Servs., L.L.C. v. Phillips, 22 F.4th 512, 520 n.5 (5th Cir. 2022). Here, Doe 7 argues that a protective order is warranted because disclosure of their identity “risks significant harm to their reputation, privacy, and could subject them to undue pressure or coercive settlement demands.” ECF No. 8 at 2. While courts generally do allow defendants to proceed anonymously in types of cases that lend themselves to abusive settlement tactics, this is not such a case. See, e.g., West Coast Prods., Inc. v. Does 1-351, No. 4:12-cv-00504, 2012 WL 2577551, at *5 (S.D. Tex. July 3, 2012) (recognizing “that being accused in a publicly filed lawsuit as a participant in the copyright infringement of an adult video poses the risk of embarrassment” and finding “good cause to protect
from public disclosure [during the early stages of litigation] any identifying information produced under the subpoenas”); Malibu Media, LLC v.
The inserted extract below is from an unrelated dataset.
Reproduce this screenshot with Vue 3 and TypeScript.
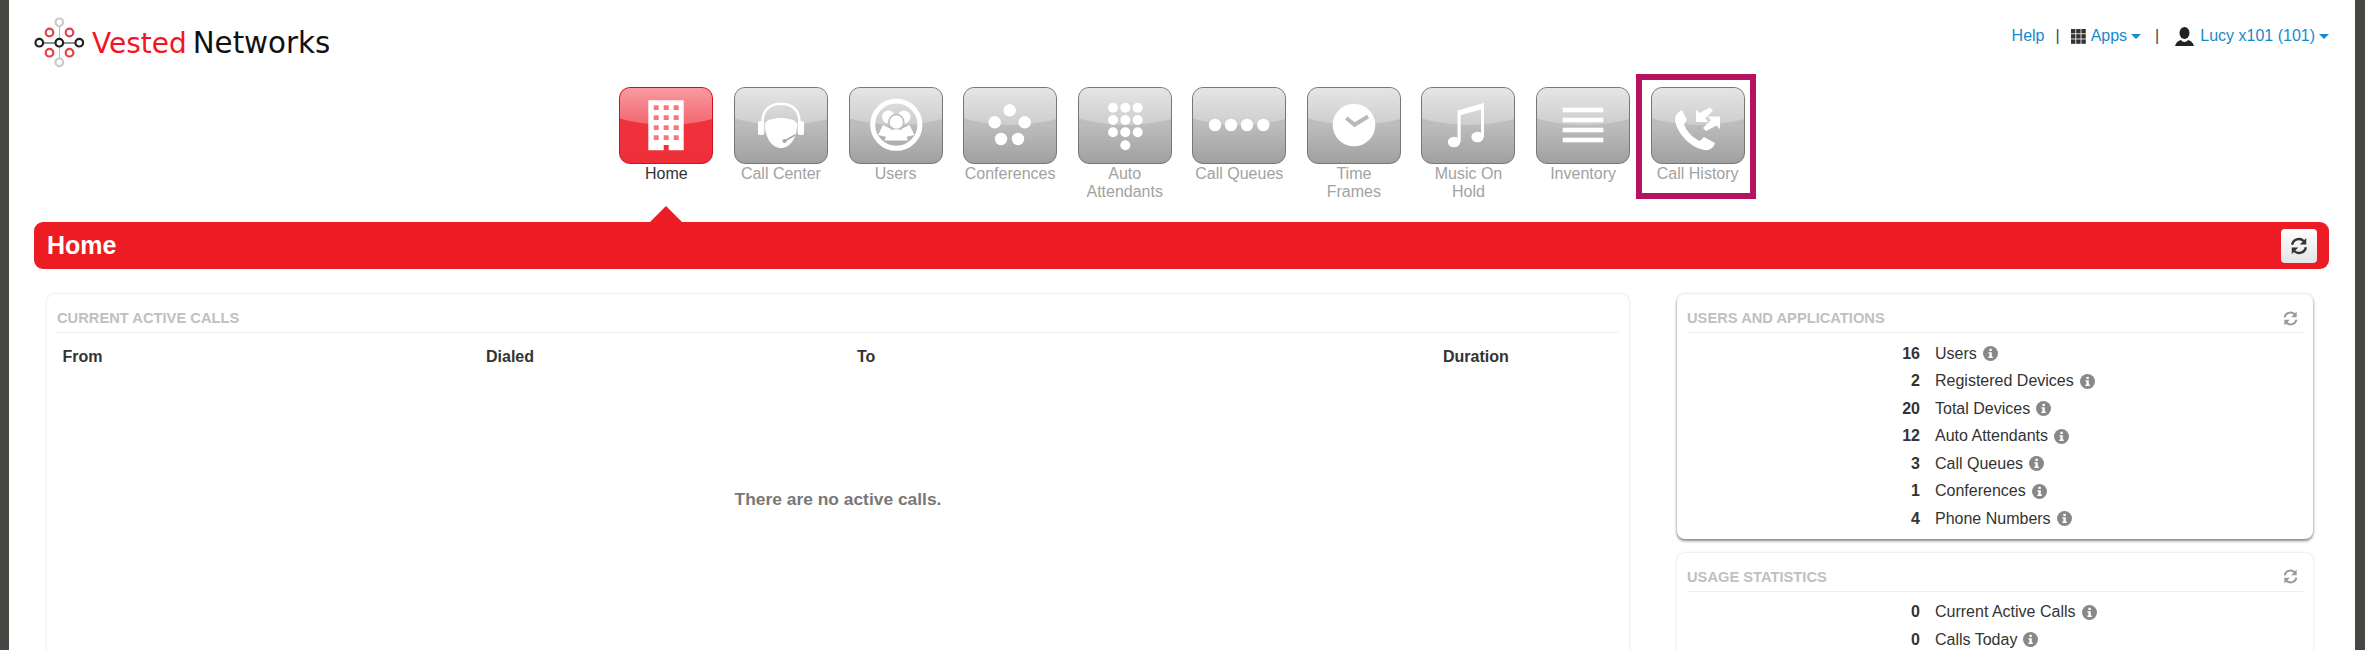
<template>
  <div class="page">
    <header class="top">
      <div class="logo">
        <svg class="logo-mark" width="52" height="52" viewBox="0 0 52 52">
          <line x1="5" y1="26" x2="46" y2="26" stroke="#222" stroke-width="1" />
          <line x1="25.5" y1="5" x2="25.5" y2="46" stroke="#bbb" stroke-width="1" />
          <circle v-for="c in logoDots" :key="c.x + '-' + c.y" :cx="c.x" :cy="c.y" r="3.8" fill="#fff" :stroke="c.color" stroke-width="2.2" />
        </svg>
        <span class="logo-text"><span class="red">Vested</span> <span class="dark">Networks</span></span>
      </div>
      <div class="links">
        <a class="help">Help</a>
        <span class="sep">|</span>
        <svg class="grid-icon" width="15" height="15" viewBox="0 0 15 15">
          <template v-for="i in 3" :key="i">
            <rect v-for="j in 3" :key="j" :x="(i - 1) * 5.2" :y="(j - 1) * 5.2" width="4.4" height="4.4" fill="#333" />
          </template>
        </svg>
        <a class="apps">Apps</a><i class="caret"></i>
        <span class="sep sep2">|</span>
        <svg class="person" width="19" height="19" viewBox="0 0 19 19">
          <ellipse cx="9.5" cy="6" rx="5" ry="6" fill="#222" />
          <path d="M0 19C1 15.5 3 14 6 13C7.5 15.5 11.5 15.5 13 13C16 14 18 15.5 19 19Z" fill="#222" />
        </svg>
        <a class="user">Lucy x101 (101)</a><i class="caret"></i>
      </div>
    </header>

    <nav class="nav">
      <div v-for="item in navItems" :key="item.icon" class="nav-item" :class="{ active: item.icon === 'home' }">
        <div class="tile">
          <svg class="tile-icon" width="94" height="76" viewBox="0 0 94 76">
            <g v-if="item.icon === 'home'">
              <path d="M29.3 13.3H64.7V63.3H49.7V58H44.7V63.3H29.3Z" fill="#fff" />
              <template v-for="y in [18.3, 28.3, 38.3, 48.3]" :key="y">
                <rect v-for="x in [34.7, 44.7, 54.7]" :key="x" :x="x" :y="y" width="5" height="4.7" fill="#f8757e" />
              </template>
            </g>
            <g v-else-if="item.icon === 'center'" fill="#fff">
              <path d="M28.5 35C28.5 22 37 16.8 47 16.8S65.5 22 65.5 35" fill="none" stroke="#fff" stroke-width="2.4" />
              <path d="M31 38C31 33 39 31 47 31S63 33 63 38C63 51 56 61 47 61S31 51 31 38Z" />
              <rect x="24" y="34" width="6.4" height="14" rx="2" />
              <rect x="63.6" y="34" width="6.4" height="14" rx="2" />
              <path d="M51 54L61 48" stroke="#a8a8a8" stroke-width="1.5" />
              <circle cx="50.5" cy="54" r="2.1" fill="#a8a8a8" />
            </g>
            <g v-else-if="item.icon === 'users'">
              <circle cx="47.3" cy="37.7" r="23.6" fill="none" stroke="#fff" stroke-width="5" />
              <circle cx="39.5" cy="30" r="6.5" fill="#fff" />
              <circle cx="55" cy="30" r="6.5" fill="#fff" />
              <path d="M29 48L34 38L42 42L38 50ZM65.5 48L60.5 38L52.5 42L56.5 50Z" fill="#fff" />
              <circle cx="47.3" cy="35" r="7.5" fill="#fff" stroke="#bcbcbc" stroke-width="1.5" />
              <path d="M35.5 53.5L39.5 43.5L44 42.5H50.5L55 43.5L59 53.5Z" fill="#fff" />
            </g>
            <g v-else-if="item.icon === 'conf'" fill="#fff">
              <circle v-for="d in confDots" :key="d[0] + '-' + d[1]" :cx="d[0]" :cy="d[1]" r="6.2" />
            </g>
            <g v-else-if="item.icon === 'auto'" fill="#fff">
              <template v-for="y in [20.7, 33, 45.3]" :key="y">
                <circle v-for="x in [35, 47.3, 59.7]" :key="x" :cx="x" :cy="y" r="5" />
              </template>
              <circle cx="47.3" cy="58.3" r="5" />
            </g>
            <g v-else-if="item.icon === 'queues'" fill="#fff">
              <circle v-for="x in [23, 39, 55, 71.3]" :key="x" :cx="x" cy="38" r="6.2" />
            </g>
            <g v-else-if="item.icon === 'time'">
              <circle cx="47" cy="38" r="21.3" fill="#fff" />
              <path d="M39.3 31L47.5 37.8L61 29.5" fill="none" stroke="#b9b9b9" stroke-width="4" />
            </g>
            <g v-else-if="item.icon === 'music'" fill="#fff">
              <ellipse cx="33" cy="55" rx="6.2" ry="5.2" />
              <ellipse cx="56.5" cy="50" rx="6.2" ry="5.2" />
              <path d="M36.5 55V23.5L63 16V50H60V22.5L39.7 28V55Z" />
            </g>
            <g v-else-if="item.icon === 'inventory'" fill="#fff">
              <rect v-for="y in [20.7, 30.7, 40.7, 50.7]" :key="y" x="26.7" :y="y" width="40.6" height="4.6" />
            </g>
            <g v-else fill="#fff">
              <path d="M31 23L36 33L33 37C35 44 42 51 49 54L53 50L64 56C63 60 59 64 54 63C40 61 26 47 24 33C24 28 27 25 31 23Z" />
              <path d="M59 20.5L62 23.5L54 31.5L57.5 35H45V22.5L48.5 26Z" />
              <path d="M55 44L52 41L60 33L56.5 29.5H69V42L65.5 38.5Z" />
            </g>
          </svg>
        </div>
        <div class="label">
          <div v-for="line in item.lines" :key="line">{{ line }}</div>
        </div>
        <div v-if="item.icon === 'history'" class="marker"></div>
      </div>
    </nav>

    <div class="title-bar">
      <h1>Home</h1>
      <button class="refresh-btn" type="button">
        <svg width="20" height="20" viewBox="0 0 16 16" class="refresh-icon">
          <path d="M2.5 7A5.5 5.5 0 0 1 11.8 4M13.5 9A5.5 5.5 0 0 1 4.2 12" fill="none" stroke="currentColor" stroke-width="1.9" />
          <path d="M13.8 1.5V6.8H8.6ZM2.2 14.5V9.2H7.4Z" fill="currentColor" />
        </svg>
      </button>
    </div>

    <main class="content">
      <section class="card calls">
        <div class="card-head"><h2>CURRENT ACTIVE CALLS</h2></div>
        <div class="call-cols">
          <span>From</span><span>Dialed</span><span>To</span><span>Duration</span>
        </div>
        <p class="empty">There are no active calls.</p>
      </section>

      <div class="side">
        <section v-for="panel in panels" :key="panel.title" class="card">
          <div class="card-head">
            <h2>{{ panel.title }}</h2>
            <svg width="17" height="17" viewBox="0 0 16 16" class="card-refresh">
              <path d="M2.5 7A5.5 5.5 0 0 1 11.8 4M13.5 9A5.5 5.5 0 0 1 4.2 12" fill="none" stroke="currentColor" stroke-width="1.9" />
              <path d="M13.8 1.5V6.8H8.6ZM2.2 14.5V9.2H7.4Z" fill="currentColor" />
            </svg>
          </div>
          <ul class="stats">
            <li v-for="row in panel.rows" :key="row.name">
              <b>{{ row.value }}</b>
              <span>{{ row.name }}</span>
              <svg class="info" width="15" height="15" viewBox="0 0 15 15">
                <circle cx="7.5" cy="7.5" r="7.5" fill="#888" />
                <rect x="6.4" y="2.8" width="2.4" height="2.2" fill="#fff" />
                <path d="M5.4 6.2H8.8V10.6H9.8V12H5.4V10.6H6.4V7.6H5.4Z" fill="#fff" />
              </svg>
            </li>
          </ul>
        </section>
      </div>
    </main>
  </div>
</template>

<script setup lang="ts">
interface NavItem {
  icon: string
  lines: string[]
}

interface Stat {
  value: number
  name: string
}

const logoDots = [
  { x: 25.3, y: 5.3, color: '#c9c9c9' },
  { x: 25.3, y: 45.3, color: '#c9c9c9' },
  { x: 15.5, y: 15.5, color: '#e8404a' },
  { x: 35.5, y: 15.5, color: '#e8404a' },
  { x: 15.5, y: 35.7, color: '#e8404a' },
  { x: 35.5, y: 35.7, color: '#e8404a' },
  { x: 5.3, y: 25.7, color: '#222' },
  { x: 25.3, y: 25.7, color: '#222' },
  { x: 45.3, y: 25.7, color: '#222' }
]

const confDots = [
  [46.7, 23.3],
  [31.7, 35.3],
  [61.7, 35.3],
  [38, 52],
  [55, 52]
]

const navItems: NavItem[] = [
  { icon: 'home', lines: ['Home'] },
  { icon: 'center', lines: ['Call Center'] },
  { icon: 'users', lines: ['Users'] },
  { icon: 'conf', lines: ['Conferences'] },
  { icon: 'auto', lines: ['Auto', 'Attendants'] },
  { icon: 'queues', lines: ['Call Queues'] },
  { icon: 'time', lines: ['Time', 'Frames'] },
  { icon: 'music', lines: ['Music On', 'Hold'] },
  { icon: 'inventory', lines: ['Inventory'] },
  { icon: 'history', lines: ['Call History'] }
]

const panels: { title: string; rows: Stat[] }[] = [
  {
    title: 'USERS AND APPLICATIONS',
    rows: [
      { value: 16, name: 'Users' },
      { value: 2, name: 'Registered Devices' },
      { value: 20, name: 'Total Devices' },
      { value: 12, name: 'Auto Attendants' },
      { value: 3, name: 'Call Queues' },
      { value: 1, name: 'Conferences' },
      { value: 4, name: 'Phone Numbers' }
    ]
  },
  {
    title: 'USAGE STATISTICS',
    rows: [
      { value: 0, name: 'Current Active Calls' },
      { value: 0, name: 'Calls Today' }
    ]
  }
]
</script>

<style>
html,
body {
  margin: 0;
  background: #fff;
  overflow: hidden;
}
</style>

<style scoped>
.page {
  box-sizing: border-box;
  width: 2365px;
  height: 650px;
  overflow: hidden;
  border-left: 9px solid #454743;
  border-right: 10px solid #454743;
  background: #fff;
  font-family: "Liberation Sans", Arial, sans-serif;
  font-size: 16px;
  color: #333;
}

.top {
  display: flex;
  justify-content: space-between;
  align-items: flex-start;
  height: 87px;
  padding: 17px 26px 0 25px;
  box-sizing: border-box;
}

.logo {
  display: flex;
  align-items: center;
  height: 52px;
}

.logo-mark {
  margin-right: 6px;
}

.logo-text {
  font-family: "DejaVu Sans", sans-serif;
  font-size: 28px;
  word-spacing: -3px;
  white-space: nowrap;
}

.red {
  color: #f5141e;
}

.dark {
  font-size: 29.3px;
  color: #111;
}

.links {
  display: flex;
  align-items: center;
  height: 38px;
  color: #1589cf;
}

.sep {
  margin: 0 11px;
  color: #444;
}

.sep2 {
  margin: 0 16px 0 14px;
}

.grid-icon {
  margin-right: 5px;
}

.person {
  margin-right: 6px;
}

.caret {
  width: 0;
  height: 0;
  margin: 1px 0 0 4px;
  border-left: 5px solid transparent;
  border-right: 5px solid transparent;
  border-top: 5px solid #1589cf;
}

.nav {
  display: flex;
  justify-content: center;
  height: 135px;
}

.nav-item {
  position: relative;
  width: 114.6px;
  text-align: center;
  color: #a2a2a2;
  line-height: 18px;
}

.nav-item.active {
  color: #333;
}

.nav-item.active::after {
  content: "";
  position: absolute;
  left: 41.3px;
  bottom: 0;
  border-left: 16px solid transparent;
  border-right: 16px solid transparent;
  border-bottom: 16px solid #ed1c24;
}

.tile {
  position: relative;
  box-sizing: border-box;
  width: 94px;
  height: 77px;
  margin: 0 auto;
  overflow: hidden;
  border: 1px solid #777;
  border-radius: 11px;
  background: linear-gradient(#c4c4c4, #bcbcbc 50%, #a0a0a0);
}

.tile::before {
  content: "";
  position: absolute;
  left: -47px;
  top: -61px;
  width: 188px;
  height: 98px;
  border-radius: 50%;
  background: linear-gradient(transparent 61%, #e6e6e6 61%, #cdcdcd 100%);
}

.active .tile {
  border-color: #cf111b;
  background: linear-gradient(#ee3540, #ee2f3a);
}

.active .tile::before {
  background: linear-gradient(transparent 61%, #fa9ca2 61%, #f3666f 100%);
}

.tile-icon {
  position: absolute;
  left: -1px;
  top: -1px;
}

.label {
  margin-top: 1px;
  white-space: nowrap;
}

.marker {
  position: absolute;
  left: -4.4px;
  top: -13px;
  box-sizing: border-box;
  width: 120px;
  height: 125px;
  border: 6px solid #b5135f;
}

.title-bar {
  display: flex;
  justify-content: space-between;
  align-items: center;
  box-sizing: border-box;
  height: 47px;
  margin: 0 26px 0 25px;
  padding: 0 12px 0 13px;
  border-radius: 9px;
  background: #ed1c24;
}

h1 {
  margin: 0;
  font-size: 25px;
  font-weight: bold;
  color: #fff;
}

.refresh-btn {
  display: flex;
  align-items: center;
  justify-content: center;
  width: 36px;
  height: 34px;
  padding: 0;
  border: 0;
  border-radius: 4px;
  background: linear-gradient(#fff, #e4e4e4);
  color: #333;
}

.content {
  display: grid;
  grid-template-columns: 1582px 636px;
  gap: 48px;
  padding: 25px 0 0 38px;
}

.card {
  box-sizing: border-box;
  padding: 0 10px 6px;
  border-radius: 8px;
  background: #fff;
  box-shadow: 0 0 3px rgba(0, 0, 0, 0.16);
}

.side .card:first-child {
  box-shadow: 0 0 3px rgba(0, 0, 0, 0.16), 0 2px 3px rgba(0, 0, 0, 0.45);
}

.calls {
  height: 600px;
}

.card-head {
  display: flex;
  justify-content: space-between;
  align-items: center;
  padding: 13px 0 3px;
  border-bottom: 1px solid #eee;
}

h2 {
  margin: 0;
  font-size: 14.7px;
  line-height: 22px;
  font-weight: bold;
  color: #c0c0c0;
}

.card-refresh {
  margin-right: 4px;
  color: #999;
}

.call-cols {
  display: grid;
  grid-template-columns: 423.5px 371px 586px 1fr;
  margin-top: 15px;
  padding-left: 5.5px;
  line-height: 18px;
  font-weight: bold;
  color: #333;
}

.empty {
  margin: 124px 0 0;
  text-align: center;
  font-size: 17.4px;
  line-height: 18px;
  font-weight: bold;
  color: #777;
}

.side {
  display: flex;
  flex-direction: column;
  gap: 14px;
}

.stats {
  margin: 7px 0 0;
  padding: 0;
  list-style: none;
}

.stats li {
  display: flex;
  align-items: center;
  height: 27.5px;
  color: #333;
}

.stats b {
  width: 233px;
  margin-right: 15px;
  text-align: right;
}

.info {
  margin-left: 6px;
}
</style>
John Does 1-6, 291 F.R.D. 191, 207 (N.D. Ill. 2013) (granting defendant’s motion to proceed anonymously because disputed allegations of copying and distributing pornography involve “matters of sensitive and highly personal nature” and risk abusive settlement tactics). This case involves allegations of infringement of copyrighted software for engineering simulations. The Court fails to see how Doe 7’s privacy and reputational interests are any different than that of a defendant in any other case. i. CONCLUSION For the reasons stated above, Doe Defendant No. 7’s Motion to Quash Subpoena and for a Protective Order (ECF Nos. 7-8) is DENIED
SIGNED this 28th day of April, 2025.